Retrato de una mujer en llamas (2019)
La memoria de los trazos.
En algún lugar de Francia a finales del siglo XVIII, Marianne arriba a una casa cerca de la costa para pintar el retrato de Héloïse, una mujer que se resiste a ser retratada. La belleza de la pintura será determinante en su futuro; si es del agrado del posible marido, él accederá al matrimonio. Y he aquí la oposición de esta mujer privada de libertad, que fue retirada del convento sólo para ser ofertada por su madre a un pretendiente desconocido de Milán. Para ella, el cuadro es una sentencia que definirá una vida sobre la cual ella no tiene poder alguno de decisión. Atribuyamos por de pronto la desgracia de las situaciones al contexto histórico, porque aquí ninguna de las mujeres están exentas del dominio masculino, sea en el ámbito artístico o cotidiano. Lo cierto es que la hazaña a la que se enfrenta la pintora se complica aún más, porque para enmascarar la verdadera razón de su presencia en la casa, deberá fingir ser una acompañante de día y pintar el retrato de noche, a escondidas y con el recuerdo como único aliado.
Tras una carrera frenética hacia el precipicio costero, Marianne ve por primera vez el rostro descubierto de Héloïse, quien revela sus ganas imperiosas de sentir bajo la pesadumbre de su condena. Y, desde este primer enfrentamiento sublime, con las olas rompiendo con fuerza sobre las piedras del acantilado, despierta en ella una fascinación por su imagen, un rostro que ella absorbe y asimila en sus paseos por la playa. Las facciones de Héloïse se impregnan en la memoria de Marianne, y ella, a la luz de las velas replica cada gesto, cada mirada, cada postura, como pequeños fragmentos que conforman las piezas de un enigma irresoluto. El piso, cubierto de bocetos de detalles de las manos, de la nuca, o del labio de Héloïse, son destellos de instantes capturados en papel de lo cual Marianne se aferra para trazar las primeras tímidas pinceladas sobre el lienzo en blanco.
En este mirar constante aflora el deseo, y en la pulsión del deseo brota una profunda pasión que se aviva con el transcurso de los días, porque el mirar implica un intercambio de miradas, un ser mirado y un devolver la mirada, razón por la cual el foco de la fotografía recae sobre los gestos, las cejas levantadas y los suspiros por la boca que evidencian la incomodidad de la contemplación y el eventual reconocimiento de la observación curiosa, pero desconfiada por el inevitable sufrimiento que se avecina.
Céline Sciamma ilustra con profunda sensibilidad una historia de amor imposible donde el olvido se combate con imágenes, porque para sus personajes las imágenes son las únicas que puedan perdurar en el tiempo y trascender las limitaciones de la época.

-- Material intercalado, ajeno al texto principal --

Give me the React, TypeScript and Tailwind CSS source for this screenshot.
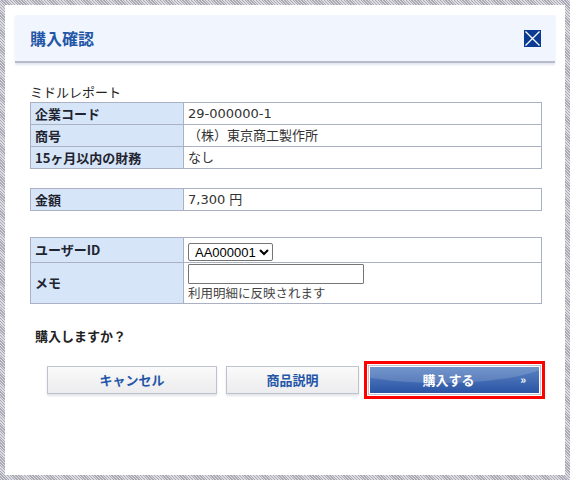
import { useState } from "react";

const jp = { fontFamily: '"Noto Sans CJK JP", "Noto Sans", sans-serif' };
const wide = { fontFamily: '"DejaVu Sans", "Noto Sans CJK JP", sans-serif' };

function CloseIcon() {
  return (
    <svg width="17" height="17" viewBox="0 0 17 17">
      <rect width="17" height="17" fill="#0b3a92" />
      <path d="M1.5 1.5l14 14M15.5 1.5l-14 14" stroke="#fff" strokeWidth="1.3" />
    </svg>
  );
}

function InfoRow({ label, children }: { label: string; children: React.ReactNode }) {
  return (
    <tr className="h-[22px]">
      <th className="w-[153px] border border-[#a9b1c2] bg-[#d6e6f8] px-[4px] text-left align-middle text-[13px] font-bold text-[#1f2430]">
        {label}
      </th>
      <td className="border border-[#a9b1c2] bg-white px-[4px] align-middle text-[13px] text-[#333]" style={wide}>
        {children}
      </td>
    </tr>
  );
}

export default function App() {
  const [memo, setMemo] = useState("");
  const [user, setUser] = useState("AA000001");

  return (
    <div
      className="h-[480px] w-[570px] bg-[repeating-linear-gradient(45deg,#a9aab4_0px,#a9aab4_1px,#dcdce2_1px,#dcdce2_2px)] p-[5px]"
      style={jp}
    >
      <div className="h-full w-full bg-white px-[10px] pt-[10px]">
        {/* title bar */}
        <div className="flex h-[48px] items-center justify-between border-b-2 border-[#b7bbcb] bg-[#f1f6fe] pl-[15px] pr-[14px] shadow-[0_2px_2px_#e3e6ef]">
          <h1 className="text-[16px] font-bold text-[#2456a8]">購入確認</h1>
          <CloseIcon />
        </div>

        <div className="pl-[15px] pr-[13px] pt-[19px]">
          <p className="text-[13px] leading-[20px] text-[#222]">ミドルレポート</p>
          <table className="w-[512px] border-collapse">
            <tbody>
              <InfoRow label="企業コード">29-000000-1</InfoRow>
              <InfoRow label="商号">（株）東京商工製作所</InfoRow>
              <InfoRow label="15ヶ月以内の財務">なし</InfoRow>
            </tbody>
          </table>

          <table className="mt-[19px] w-[512px] border-collapse">
            <tbody>
              <InfoRow label="金額">7,300 円</InfoRow>
            </tbody>
          </table>

          <table className="mt-[26px] w-[512px] border-collapse">
            <tbody>
              <tr className="h-[25px]">
                <th className="w-[153px] border border-[#a9b1c2] bg-[#d6e6f8] px-[4px] text-left text-[13px] font-bold text-[#1f2430]">
                  ユーザーID
                </th>
                <td className="border border-[#a9b1c2] px-[4px] align-middle">
                  <select
                    value={user}
                    onChange={(e) => setUser(e.target.value)}
                    className="h-[18px] rounded-[2px] border border-[#767676] pl-[2px] text-[13px] leading-[16px] text-black"
                    style={{ fontFamily: '"Liberation Sans", Arial, sans-serif' }}
                  >
                    <option>AA000001</option>
                    <option>AA000002</option>
                  </select>
                </td>
              </tr>
              <tr className="h-[41px]">
                <th className="border border-[#a9b1c2] bg-[#d6e6f8] px-[4px] text-left text-[13px] font-bold text-[#1f2430]">
                  メモ
                </th>
                <td className="border border-[#a9b1c2] px-[4px] pt-[1px] align-top">
                  <input
                    value={memo}
                    onChange={(e) => setMemo(e.target.value)}
                    className="block h-[20px] w-[176px] rounded-[1px] border border-[#767676] px-1 text-[13px]"
                  />
                  <div className="text-[12.5px] leading-[17px] text-[#444]">利用明細に反映されます</div>
                </td>
              </tr>
            </tbody>
          </table>

          <p className="mt-[22px] pl-[5px] text-[13px] font-bold text-[#222]">購入しますか？</p>
        </div>

        {/* action buttons */}
        <div className="mt-[15px] flex items-center pl-[32px]">
          <button className="h-[28px] w-[170px] border border-[#bfc3cf] bg-[linear-gradient(#fafafa,#ececee)] text-[13px] font-bold text-[#2456a8] shadow-[0_2px_2px_#e2e3e8]">
            キャンセル
          </button>
          <button className="ml-[9px] h-[28px] w-[133px] border border-[#bfc3cf] bg-[linear-gradient(#fafafa,#ececee)] text-[13px] font-bold text-[#2456a8] shadow-[0_2px_2px_#e2e3e8]">
            商品説明
          </button>
          <div className="ml-[5px] border-[3px] border-[#ff0000] bg-white p-[1px]">
            <div className="border border-[#c3c6d2] p-[1px]">
              <button className="relative flex h-[26px] w-[169px] items-center justify-center overflow-hidden bg-[linear-gradient(#5b83c3,#2b55a5)] pr-[12px] text-[13px] font-bold text-white">
                <span className="absolute -left-[40px] -top-[30px] h-[46px] w-[220px] rounded-[50%] bg-white/15" />
                <span className="relative">購入する</span>
                <span className="absolute right-[13px] top-[5px] text-[11px] leading-[14px] text-white">»</span>
              </button>
            </div>
          </div>
        </div>
      </div>
    </div>
  );
}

Así como las fotografías son amuletos colmados de recuerdos de personas y de momentos, en Retrato de una mujer en llamas (2019), los dibujos de Marianne anhelan perdurar aquel espacio y tiempo idílico suspendido donde ambas conocieron el amor. El retrato de Héloïse se convierte en el punto final, y de hecho, nunca dejó de serlo, pero tras haberse conocido, el lienzo mismo es testigo del enamoramiento, y un objeto que de alguna manera ellas crean en complicidad. Dolores menstruales y un embarazo no deseado son también subtramas que enriquecen la visión que tiene Sciamma sobre el cuerpo femenino, la de sexualidad y el deseo.
Lo desgarrador del relato, cuya puesta en escena transita la intimidad a la luz de las velas, y el acecho del dolor en los paisajes eminentes, es el carácter atemporal de la historial; ya a más de dos siglos después y en especial aquí, la sociedad patriarcal aún rechaza cualquier manifestación de amor fuera del orden heteronormativo perpetuado y sostenido. Quizás algún día la tragedia sea una mera fábula y existan finales en pantalla que nos devuelvan la mirada.